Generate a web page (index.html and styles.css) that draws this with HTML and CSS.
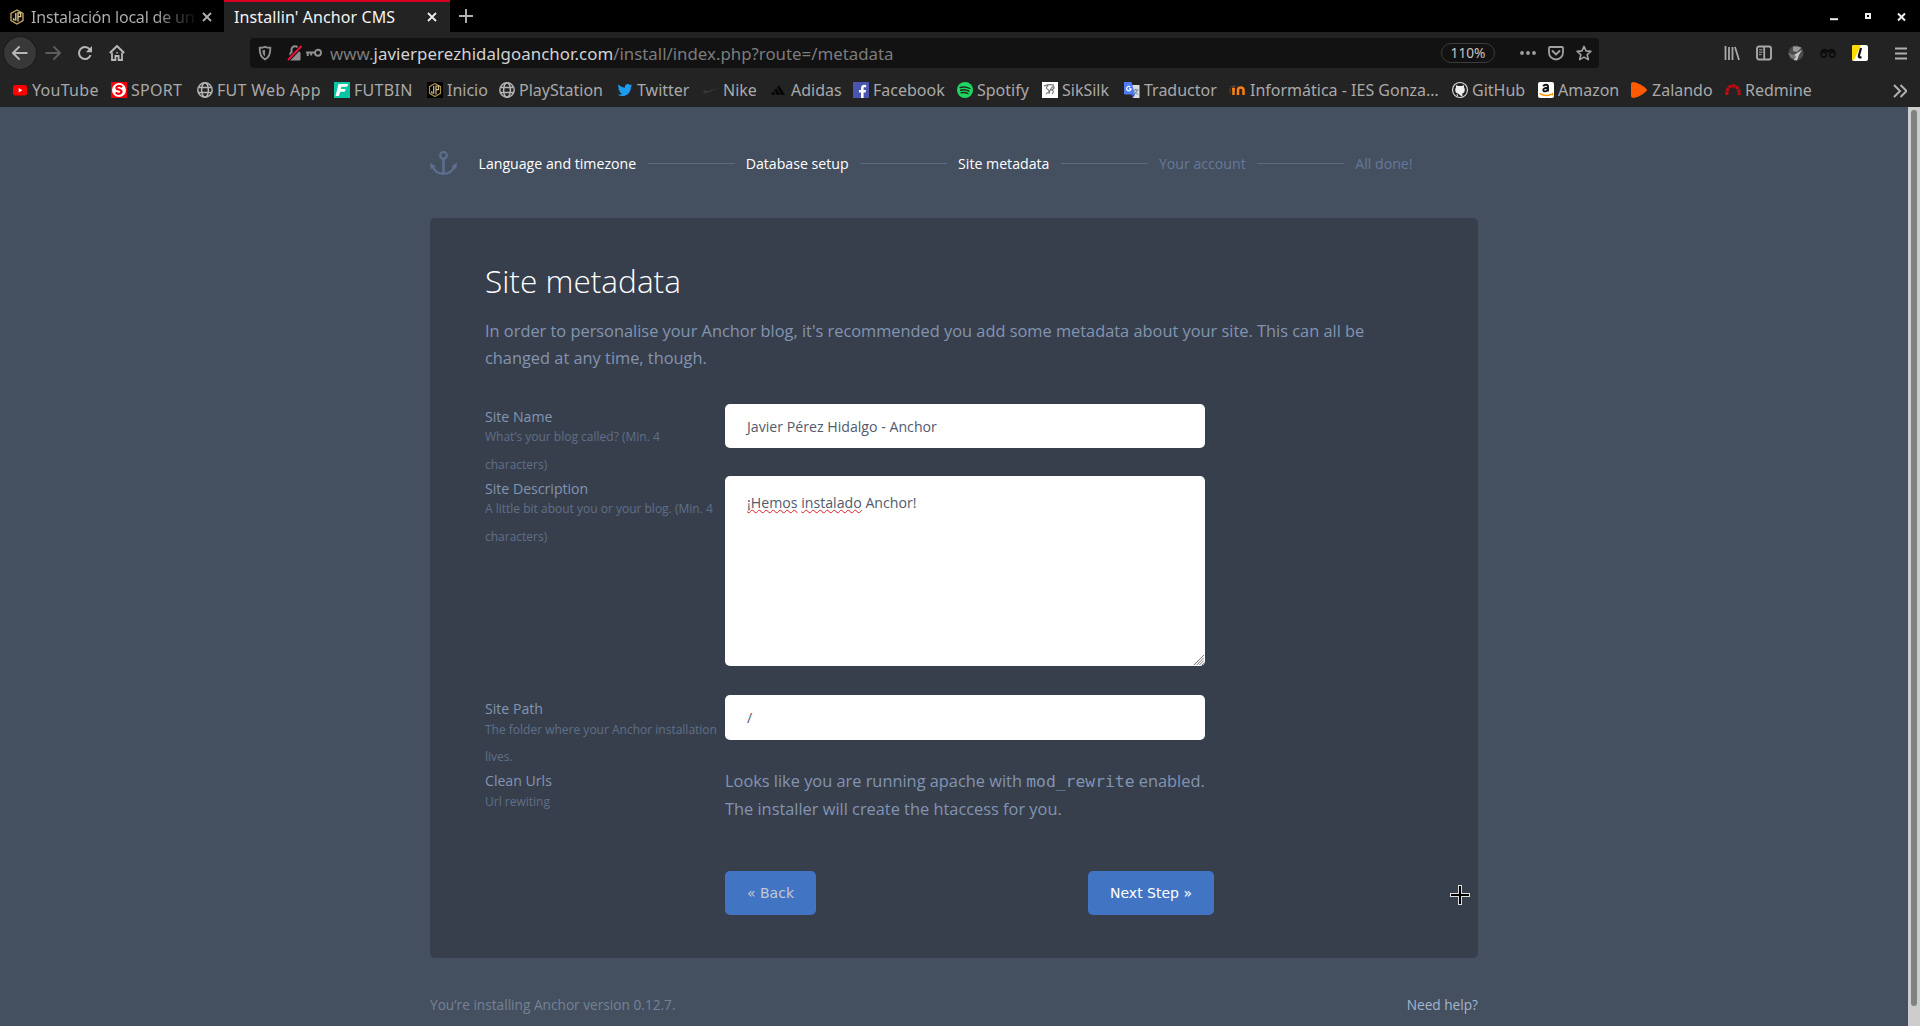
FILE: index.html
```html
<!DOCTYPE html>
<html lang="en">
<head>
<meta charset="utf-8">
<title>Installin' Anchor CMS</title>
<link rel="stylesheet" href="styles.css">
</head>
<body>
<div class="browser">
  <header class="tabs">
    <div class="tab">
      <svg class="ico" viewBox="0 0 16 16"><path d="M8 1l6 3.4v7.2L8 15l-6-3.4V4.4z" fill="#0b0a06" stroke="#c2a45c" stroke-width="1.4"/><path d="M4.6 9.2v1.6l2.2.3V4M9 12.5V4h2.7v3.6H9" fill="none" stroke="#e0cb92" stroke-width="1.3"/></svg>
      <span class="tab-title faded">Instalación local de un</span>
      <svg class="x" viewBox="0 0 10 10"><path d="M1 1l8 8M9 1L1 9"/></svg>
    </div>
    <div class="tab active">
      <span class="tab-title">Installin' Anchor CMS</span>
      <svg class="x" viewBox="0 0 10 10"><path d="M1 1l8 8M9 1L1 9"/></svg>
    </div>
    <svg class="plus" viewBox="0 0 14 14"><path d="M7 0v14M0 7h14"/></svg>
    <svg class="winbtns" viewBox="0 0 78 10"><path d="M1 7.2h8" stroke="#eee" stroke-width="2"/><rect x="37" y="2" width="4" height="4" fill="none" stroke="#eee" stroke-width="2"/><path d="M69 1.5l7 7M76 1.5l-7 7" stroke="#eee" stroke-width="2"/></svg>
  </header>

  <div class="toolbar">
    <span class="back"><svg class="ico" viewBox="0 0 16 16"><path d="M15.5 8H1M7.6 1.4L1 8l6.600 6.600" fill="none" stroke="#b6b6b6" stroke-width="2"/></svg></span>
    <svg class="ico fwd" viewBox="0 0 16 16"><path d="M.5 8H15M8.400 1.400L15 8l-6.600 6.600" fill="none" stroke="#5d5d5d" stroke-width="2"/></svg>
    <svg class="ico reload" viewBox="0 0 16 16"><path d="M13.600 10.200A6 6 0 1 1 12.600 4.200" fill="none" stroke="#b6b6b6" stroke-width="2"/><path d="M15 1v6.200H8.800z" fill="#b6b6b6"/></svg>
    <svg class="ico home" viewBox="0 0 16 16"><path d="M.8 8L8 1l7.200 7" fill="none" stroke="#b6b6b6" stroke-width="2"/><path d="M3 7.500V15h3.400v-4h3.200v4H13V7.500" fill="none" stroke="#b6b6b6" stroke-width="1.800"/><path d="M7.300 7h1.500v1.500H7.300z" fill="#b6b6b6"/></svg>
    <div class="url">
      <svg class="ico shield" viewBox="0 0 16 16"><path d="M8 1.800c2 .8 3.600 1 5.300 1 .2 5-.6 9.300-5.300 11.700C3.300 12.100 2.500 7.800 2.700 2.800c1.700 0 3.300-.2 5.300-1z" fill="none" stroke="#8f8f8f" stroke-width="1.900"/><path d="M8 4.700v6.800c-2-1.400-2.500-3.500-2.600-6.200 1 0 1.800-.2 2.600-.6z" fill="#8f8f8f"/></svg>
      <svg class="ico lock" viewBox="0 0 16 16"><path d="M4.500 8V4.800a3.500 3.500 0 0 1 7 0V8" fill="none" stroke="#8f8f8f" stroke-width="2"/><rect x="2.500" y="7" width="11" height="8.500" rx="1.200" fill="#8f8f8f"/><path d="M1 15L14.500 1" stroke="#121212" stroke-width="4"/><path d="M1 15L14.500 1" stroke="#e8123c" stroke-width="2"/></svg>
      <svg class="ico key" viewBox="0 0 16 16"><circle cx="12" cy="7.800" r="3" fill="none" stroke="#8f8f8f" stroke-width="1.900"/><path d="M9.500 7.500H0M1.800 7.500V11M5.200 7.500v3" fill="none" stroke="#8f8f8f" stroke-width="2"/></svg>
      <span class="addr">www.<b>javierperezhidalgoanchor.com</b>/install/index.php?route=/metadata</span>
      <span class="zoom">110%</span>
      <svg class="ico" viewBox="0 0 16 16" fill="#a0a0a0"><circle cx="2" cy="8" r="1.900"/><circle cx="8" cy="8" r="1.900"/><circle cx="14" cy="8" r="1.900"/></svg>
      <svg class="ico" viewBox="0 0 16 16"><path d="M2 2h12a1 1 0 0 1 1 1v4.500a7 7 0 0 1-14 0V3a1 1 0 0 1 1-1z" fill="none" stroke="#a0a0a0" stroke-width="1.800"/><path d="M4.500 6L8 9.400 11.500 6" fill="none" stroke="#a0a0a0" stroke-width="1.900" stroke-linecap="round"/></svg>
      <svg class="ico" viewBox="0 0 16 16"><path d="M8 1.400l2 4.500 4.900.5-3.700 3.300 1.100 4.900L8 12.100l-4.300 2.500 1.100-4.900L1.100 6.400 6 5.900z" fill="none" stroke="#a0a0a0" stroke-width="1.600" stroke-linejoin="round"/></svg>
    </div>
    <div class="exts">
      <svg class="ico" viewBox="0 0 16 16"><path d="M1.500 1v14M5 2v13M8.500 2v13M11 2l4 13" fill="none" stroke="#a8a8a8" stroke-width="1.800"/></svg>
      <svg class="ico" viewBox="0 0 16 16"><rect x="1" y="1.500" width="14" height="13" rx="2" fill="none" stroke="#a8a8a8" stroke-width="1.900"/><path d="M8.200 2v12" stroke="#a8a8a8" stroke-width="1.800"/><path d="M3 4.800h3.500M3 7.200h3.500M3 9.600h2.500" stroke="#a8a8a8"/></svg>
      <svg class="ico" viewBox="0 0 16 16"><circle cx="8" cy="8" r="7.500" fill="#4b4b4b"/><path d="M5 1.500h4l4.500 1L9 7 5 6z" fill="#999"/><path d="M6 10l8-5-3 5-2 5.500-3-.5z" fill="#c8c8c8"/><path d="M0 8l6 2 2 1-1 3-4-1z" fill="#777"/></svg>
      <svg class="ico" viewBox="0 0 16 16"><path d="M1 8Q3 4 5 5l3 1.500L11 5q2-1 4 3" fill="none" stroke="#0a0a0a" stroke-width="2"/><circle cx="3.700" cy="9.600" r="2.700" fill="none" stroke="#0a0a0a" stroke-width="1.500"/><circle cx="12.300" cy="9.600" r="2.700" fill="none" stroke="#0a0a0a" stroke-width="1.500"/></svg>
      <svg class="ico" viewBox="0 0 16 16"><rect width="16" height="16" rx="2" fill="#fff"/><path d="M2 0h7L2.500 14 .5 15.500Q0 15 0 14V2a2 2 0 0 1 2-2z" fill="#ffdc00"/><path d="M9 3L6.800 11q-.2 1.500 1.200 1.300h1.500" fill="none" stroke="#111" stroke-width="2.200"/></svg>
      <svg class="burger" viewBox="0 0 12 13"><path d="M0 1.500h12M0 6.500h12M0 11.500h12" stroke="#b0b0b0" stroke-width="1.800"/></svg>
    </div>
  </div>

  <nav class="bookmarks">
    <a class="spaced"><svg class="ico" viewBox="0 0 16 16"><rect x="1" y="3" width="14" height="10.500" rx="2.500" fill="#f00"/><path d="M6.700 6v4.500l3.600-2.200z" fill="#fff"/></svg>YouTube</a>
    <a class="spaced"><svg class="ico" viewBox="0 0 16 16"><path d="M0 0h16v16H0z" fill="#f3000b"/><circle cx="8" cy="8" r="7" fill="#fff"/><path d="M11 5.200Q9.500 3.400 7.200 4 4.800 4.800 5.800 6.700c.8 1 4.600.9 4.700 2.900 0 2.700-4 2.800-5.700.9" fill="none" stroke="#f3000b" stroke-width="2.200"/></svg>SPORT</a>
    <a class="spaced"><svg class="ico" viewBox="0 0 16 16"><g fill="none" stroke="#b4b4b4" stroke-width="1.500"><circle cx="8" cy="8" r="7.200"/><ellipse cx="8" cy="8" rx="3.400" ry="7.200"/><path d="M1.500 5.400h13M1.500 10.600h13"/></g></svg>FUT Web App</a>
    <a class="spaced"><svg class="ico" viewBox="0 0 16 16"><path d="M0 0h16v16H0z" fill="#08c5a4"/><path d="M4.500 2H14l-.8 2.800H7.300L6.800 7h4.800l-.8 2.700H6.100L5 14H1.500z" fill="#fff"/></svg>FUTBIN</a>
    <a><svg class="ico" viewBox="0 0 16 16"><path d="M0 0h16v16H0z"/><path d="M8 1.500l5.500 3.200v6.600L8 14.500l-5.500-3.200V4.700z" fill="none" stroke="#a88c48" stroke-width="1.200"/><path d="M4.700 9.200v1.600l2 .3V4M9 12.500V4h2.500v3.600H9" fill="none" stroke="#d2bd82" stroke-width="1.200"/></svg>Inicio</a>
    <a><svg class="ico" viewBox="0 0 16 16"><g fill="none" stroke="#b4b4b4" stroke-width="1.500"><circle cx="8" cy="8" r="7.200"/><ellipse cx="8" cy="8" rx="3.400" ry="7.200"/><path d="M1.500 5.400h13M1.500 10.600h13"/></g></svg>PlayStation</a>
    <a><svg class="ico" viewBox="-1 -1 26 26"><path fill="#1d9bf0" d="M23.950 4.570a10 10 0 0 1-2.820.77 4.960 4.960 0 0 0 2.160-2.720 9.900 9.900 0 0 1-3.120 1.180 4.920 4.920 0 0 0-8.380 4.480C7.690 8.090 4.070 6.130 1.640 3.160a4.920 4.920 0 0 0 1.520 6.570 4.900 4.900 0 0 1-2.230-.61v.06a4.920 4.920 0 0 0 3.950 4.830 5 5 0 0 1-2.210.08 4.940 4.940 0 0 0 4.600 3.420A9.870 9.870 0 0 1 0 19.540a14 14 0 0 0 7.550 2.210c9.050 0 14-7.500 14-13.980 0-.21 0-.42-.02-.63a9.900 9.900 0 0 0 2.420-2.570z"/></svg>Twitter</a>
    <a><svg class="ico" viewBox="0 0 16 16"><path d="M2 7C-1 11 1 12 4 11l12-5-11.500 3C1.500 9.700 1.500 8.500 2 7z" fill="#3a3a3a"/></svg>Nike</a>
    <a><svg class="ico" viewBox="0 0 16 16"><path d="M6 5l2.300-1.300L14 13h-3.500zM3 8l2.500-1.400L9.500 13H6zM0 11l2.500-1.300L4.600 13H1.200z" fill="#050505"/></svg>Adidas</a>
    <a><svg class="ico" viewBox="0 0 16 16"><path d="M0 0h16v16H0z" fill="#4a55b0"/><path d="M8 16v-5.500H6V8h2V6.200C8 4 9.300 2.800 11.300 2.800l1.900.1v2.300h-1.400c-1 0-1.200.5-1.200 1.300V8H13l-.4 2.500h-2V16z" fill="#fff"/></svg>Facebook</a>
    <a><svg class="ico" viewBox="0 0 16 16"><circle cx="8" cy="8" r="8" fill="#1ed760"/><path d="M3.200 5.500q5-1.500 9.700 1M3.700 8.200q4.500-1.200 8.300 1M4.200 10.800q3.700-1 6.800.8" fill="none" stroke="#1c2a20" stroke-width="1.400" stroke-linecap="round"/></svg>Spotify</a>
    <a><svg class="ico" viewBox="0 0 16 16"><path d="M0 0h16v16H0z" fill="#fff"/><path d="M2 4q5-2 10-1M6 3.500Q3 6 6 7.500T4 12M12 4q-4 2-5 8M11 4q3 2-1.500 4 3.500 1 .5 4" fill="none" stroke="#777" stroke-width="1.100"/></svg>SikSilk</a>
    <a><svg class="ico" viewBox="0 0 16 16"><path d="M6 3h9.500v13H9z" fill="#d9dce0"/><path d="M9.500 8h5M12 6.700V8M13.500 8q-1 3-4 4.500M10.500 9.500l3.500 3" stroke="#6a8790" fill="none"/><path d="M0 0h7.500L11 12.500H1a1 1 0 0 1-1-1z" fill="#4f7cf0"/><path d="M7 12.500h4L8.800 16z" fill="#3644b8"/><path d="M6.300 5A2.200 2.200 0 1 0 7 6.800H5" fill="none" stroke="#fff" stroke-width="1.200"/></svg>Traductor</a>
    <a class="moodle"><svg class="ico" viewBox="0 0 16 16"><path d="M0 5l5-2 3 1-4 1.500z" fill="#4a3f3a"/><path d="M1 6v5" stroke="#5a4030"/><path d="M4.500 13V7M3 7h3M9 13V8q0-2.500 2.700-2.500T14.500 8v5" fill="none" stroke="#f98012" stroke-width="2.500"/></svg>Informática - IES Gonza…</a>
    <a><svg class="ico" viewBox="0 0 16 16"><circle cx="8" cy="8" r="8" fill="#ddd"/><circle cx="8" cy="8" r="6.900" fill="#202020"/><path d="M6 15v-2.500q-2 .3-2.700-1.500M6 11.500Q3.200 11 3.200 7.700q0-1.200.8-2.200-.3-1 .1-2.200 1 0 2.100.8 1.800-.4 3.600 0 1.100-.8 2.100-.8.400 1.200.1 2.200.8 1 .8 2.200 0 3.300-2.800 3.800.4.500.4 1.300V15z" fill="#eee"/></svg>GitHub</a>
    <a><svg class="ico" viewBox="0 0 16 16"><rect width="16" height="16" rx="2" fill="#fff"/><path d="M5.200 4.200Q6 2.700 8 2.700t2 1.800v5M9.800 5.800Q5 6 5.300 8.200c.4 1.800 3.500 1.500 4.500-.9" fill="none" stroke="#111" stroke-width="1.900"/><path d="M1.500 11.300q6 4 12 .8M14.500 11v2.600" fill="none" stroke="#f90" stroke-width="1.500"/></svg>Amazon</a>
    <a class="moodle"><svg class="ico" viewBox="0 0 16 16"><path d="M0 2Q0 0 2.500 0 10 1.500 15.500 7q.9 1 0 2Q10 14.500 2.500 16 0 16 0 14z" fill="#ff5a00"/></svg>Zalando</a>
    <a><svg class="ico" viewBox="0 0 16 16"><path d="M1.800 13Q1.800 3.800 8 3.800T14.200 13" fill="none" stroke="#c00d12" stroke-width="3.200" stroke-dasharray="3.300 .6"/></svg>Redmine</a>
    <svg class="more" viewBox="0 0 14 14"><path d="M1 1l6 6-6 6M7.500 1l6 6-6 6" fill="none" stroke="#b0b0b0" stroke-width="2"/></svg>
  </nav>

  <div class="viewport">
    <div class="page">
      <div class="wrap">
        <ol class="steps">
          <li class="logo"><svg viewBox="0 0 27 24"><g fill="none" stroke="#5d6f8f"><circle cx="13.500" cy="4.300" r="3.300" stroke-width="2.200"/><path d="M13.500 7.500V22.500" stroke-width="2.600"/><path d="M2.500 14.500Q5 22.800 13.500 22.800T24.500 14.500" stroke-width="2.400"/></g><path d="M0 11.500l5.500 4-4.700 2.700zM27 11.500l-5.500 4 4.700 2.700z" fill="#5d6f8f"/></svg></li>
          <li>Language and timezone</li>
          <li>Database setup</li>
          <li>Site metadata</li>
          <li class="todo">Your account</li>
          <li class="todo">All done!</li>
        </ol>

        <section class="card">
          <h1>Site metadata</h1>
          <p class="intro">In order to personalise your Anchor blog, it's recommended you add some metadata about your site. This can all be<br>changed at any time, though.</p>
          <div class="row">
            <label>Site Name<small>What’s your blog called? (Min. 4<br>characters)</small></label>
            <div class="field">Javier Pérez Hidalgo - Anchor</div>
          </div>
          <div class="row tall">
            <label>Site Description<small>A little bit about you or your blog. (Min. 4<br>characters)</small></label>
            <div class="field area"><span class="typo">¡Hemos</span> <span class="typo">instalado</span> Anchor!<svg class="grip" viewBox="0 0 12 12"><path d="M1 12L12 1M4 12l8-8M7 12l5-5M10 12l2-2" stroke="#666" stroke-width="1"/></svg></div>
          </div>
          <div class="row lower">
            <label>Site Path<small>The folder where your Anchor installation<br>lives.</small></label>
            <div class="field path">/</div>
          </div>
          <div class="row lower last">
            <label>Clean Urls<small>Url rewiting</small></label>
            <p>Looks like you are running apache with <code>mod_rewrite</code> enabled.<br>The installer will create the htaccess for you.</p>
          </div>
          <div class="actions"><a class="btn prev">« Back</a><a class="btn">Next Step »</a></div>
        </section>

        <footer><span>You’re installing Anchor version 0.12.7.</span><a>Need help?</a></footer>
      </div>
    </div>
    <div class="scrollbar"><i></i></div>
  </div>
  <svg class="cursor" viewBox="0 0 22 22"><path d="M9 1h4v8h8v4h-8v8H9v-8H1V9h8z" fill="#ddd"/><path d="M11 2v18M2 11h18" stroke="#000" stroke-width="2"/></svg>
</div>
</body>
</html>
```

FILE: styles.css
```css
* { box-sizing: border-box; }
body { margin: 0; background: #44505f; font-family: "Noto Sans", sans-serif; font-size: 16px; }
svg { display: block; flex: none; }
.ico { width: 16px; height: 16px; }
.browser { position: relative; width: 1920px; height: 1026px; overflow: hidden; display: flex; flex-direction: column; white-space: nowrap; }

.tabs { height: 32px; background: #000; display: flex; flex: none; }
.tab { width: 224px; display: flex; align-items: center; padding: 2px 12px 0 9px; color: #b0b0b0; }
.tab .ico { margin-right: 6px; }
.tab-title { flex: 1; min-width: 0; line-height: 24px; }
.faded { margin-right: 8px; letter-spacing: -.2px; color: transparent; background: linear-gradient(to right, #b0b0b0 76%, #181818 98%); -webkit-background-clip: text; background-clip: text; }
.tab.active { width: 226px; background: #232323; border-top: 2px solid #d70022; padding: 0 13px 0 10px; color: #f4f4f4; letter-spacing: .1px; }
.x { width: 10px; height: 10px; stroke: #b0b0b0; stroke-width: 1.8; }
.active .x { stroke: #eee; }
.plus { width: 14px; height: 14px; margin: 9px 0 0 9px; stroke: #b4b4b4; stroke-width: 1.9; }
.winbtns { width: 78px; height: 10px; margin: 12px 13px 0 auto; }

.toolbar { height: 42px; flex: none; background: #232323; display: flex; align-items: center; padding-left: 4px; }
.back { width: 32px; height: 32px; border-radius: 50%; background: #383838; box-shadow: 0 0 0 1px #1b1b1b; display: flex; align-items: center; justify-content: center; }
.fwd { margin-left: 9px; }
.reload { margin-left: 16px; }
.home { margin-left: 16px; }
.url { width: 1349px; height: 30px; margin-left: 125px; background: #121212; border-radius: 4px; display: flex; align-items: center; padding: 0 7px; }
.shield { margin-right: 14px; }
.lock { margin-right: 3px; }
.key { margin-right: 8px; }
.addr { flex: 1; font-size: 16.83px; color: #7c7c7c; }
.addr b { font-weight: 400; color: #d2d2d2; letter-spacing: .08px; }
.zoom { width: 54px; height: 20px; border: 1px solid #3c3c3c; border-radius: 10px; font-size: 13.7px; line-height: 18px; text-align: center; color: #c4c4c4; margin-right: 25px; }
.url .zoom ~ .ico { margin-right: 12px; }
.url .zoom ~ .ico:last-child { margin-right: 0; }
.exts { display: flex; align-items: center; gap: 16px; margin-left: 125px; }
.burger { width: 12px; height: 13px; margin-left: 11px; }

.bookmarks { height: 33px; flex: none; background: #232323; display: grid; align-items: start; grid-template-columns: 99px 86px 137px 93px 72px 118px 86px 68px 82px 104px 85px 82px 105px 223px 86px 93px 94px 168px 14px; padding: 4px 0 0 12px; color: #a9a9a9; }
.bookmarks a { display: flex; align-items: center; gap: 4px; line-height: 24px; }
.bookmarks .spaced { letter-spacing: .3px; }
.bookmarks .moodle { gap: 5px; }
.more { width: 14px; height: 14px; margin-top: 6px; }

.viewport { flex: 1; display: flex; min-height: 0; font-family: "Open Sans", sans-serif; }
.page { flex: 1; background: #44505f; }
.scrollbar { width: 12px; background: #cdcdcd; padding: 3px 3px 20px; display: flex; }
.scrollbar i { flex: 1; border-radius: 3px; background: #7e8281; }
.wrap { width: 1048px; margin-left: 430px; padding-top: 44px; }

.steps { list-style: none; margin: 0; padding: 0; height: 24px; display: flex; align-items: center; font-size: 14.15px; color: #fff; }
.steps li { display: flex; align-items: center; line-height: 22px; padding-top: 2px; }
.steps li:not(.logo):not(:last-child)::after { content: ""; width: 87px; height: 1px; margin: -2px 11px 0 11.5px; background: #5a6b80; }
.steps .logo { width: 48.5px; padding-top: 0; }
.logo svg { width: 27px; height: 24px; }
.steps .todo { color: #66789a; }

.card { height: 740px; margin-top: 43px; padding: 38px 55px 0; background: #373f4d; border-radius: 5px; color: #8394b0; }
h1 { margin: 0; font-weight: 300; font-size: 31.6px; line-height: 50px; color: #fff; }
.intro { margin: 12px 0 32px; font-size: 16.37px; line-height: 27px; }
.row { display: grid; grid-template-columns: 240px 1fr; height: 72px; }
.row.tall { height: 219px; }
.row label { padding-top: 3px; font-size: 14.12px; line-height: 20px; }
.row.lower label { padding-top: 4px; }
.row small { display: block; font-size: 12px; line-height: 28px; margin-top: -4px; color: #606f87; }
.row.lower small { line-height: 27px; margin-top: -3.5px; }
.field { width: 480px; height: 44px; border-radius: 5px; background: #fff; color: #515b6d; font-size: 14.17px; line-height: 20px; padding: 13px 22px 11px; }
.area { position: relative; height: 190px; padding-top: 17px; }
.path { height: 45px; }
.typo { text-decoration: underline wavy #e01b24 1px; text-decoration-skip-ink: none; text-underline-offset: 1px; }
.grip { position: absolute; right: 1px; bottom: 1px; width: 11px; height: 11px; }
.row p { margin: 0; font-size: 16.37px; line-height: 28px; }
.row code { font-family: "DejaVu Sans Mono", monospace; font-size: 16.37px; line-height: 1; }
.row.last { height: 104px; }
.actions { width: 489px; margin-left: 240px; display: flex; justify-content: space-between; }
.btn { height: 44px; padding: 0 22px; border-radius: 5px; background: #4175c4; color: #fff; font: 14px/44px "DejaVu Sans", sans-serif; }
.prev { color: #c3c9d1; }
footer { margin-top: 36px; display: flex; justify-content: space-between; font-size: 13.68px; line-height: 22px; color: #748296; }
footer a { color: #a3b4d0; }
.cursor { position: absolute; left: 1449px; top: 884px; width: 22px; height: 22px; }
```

────────────────

[GIVEN PROBLEM]: Collect from the data above every line that includes "with".

[THE REPLY]:
Generate a web page (index.html and styles.css) that draws this with HTML and CSS.
            <p>Looks like you are running apache with <code>mod_rewrite</code> enabled.<br>The installer will create the htaccess for you.</p>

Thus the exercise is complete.